This gets run when the net comes up. You can do all kinds of interesting things here, but the really magic part is assigning a broader /24 network mask than that given the interface in the hosts/hawking file. That means this interface is the route to the network as a whole (not just to a single-attached host on the other side of a point-to-point tunnel, which is what OpenVPN does, leaving the default gateway to sort it all out). Lots of other ways to wire it of course, but one /24 in RFC 1918 land is more than enough. I’ve even heard of some people using Avahi link-local networking to do the addressing.
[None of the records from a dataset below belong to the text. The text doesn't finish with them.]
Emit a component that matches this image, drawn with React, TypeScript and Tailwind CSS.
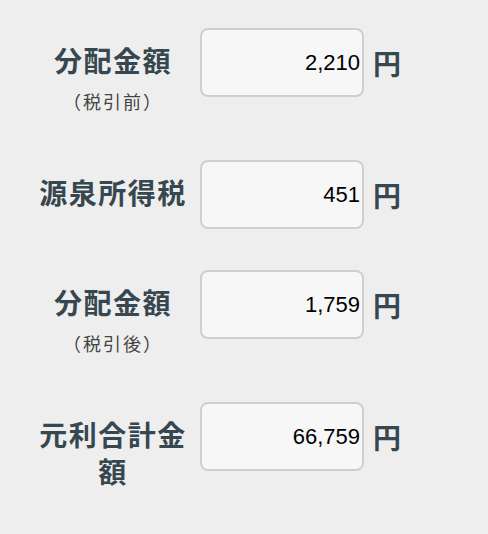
const rows = [
  { label: '分配金額', sub: '（税引前）', value: '2,210' },
  { label: '源泉所得税', value: '451' },
  { label: '分配金額', sub: '（税引後）', value: '1,759' },
  { label: '元利合計金額', value: '66,759' },
]

function Row({ label, sub, value }: { label: string; sub?: string; value: string }) {
  return (
    <div className="flex items-start">
      <div className="w-[150px] pt-[14px] text-center">
        <div className="text-[28px] font-bold leading-[37px] tracking-[1.5px] text-[#37474f]">
          {label}
        </div>
        {sub && (
          <div className="mt-[10px] pb-[6px] text-[18px] leading-[24px] tracking-[2px] text-[#444]">
            {sub}
          </div>
        )}
      </div>
      <div className="ml-[12px] flex h-[69px] w-[164px] items-center justify-end rounded-lg border-2 border-[#cfcfcf] bg-[#f7f7f7] pr-[2px]">
        <span className="text-[22px] text-black [font-family:'Liberation_Sans',Arial,sans-serif]">
          {value}
        </span>
      </div>
      <div className="ml-[9px] flex h-[69px] items-center text-[28px] font-bold text-[#37474f]">
        円
      </div>
    </div>
  )
}

export default function App() {
  return (
    <div
      className="min-h-screen w-full bg-[#eeeeee] pl-[38px] pt-[28px]"
      style={{ fontFamily: '"Noto Sans CJK JP", "Noto Sans", sans-serif' }}
    >
      <div className="flex flex-col gap-[41px]">
        {rows.map((r, i) => (
          <Row key={i} {...r} />
        ))}
      </div>
    </div>
  )
}
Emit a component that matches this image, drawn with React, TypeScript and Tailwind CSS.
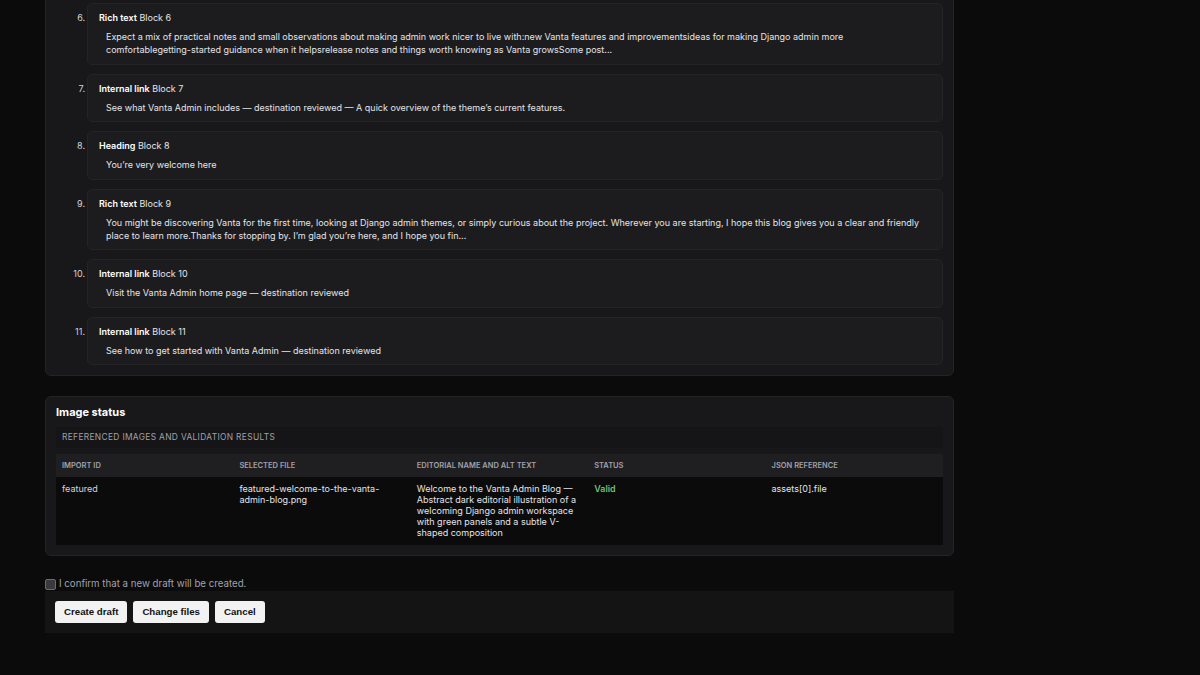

I could have hard coded tun0 there, I suppose, but they supply some environment variables. Much better.

Now for the California node:

einstein:/etc/tinc/private/tinc.conf

    Name = einstein
    AddressFamily = ipv4
    Interface = tun0
    Device = /dev/net/tun

That one I did need a Device entry. Not sure what’s up there; it’s a server running Stable, so could just be older kernel interfaces. Doesn’t matter.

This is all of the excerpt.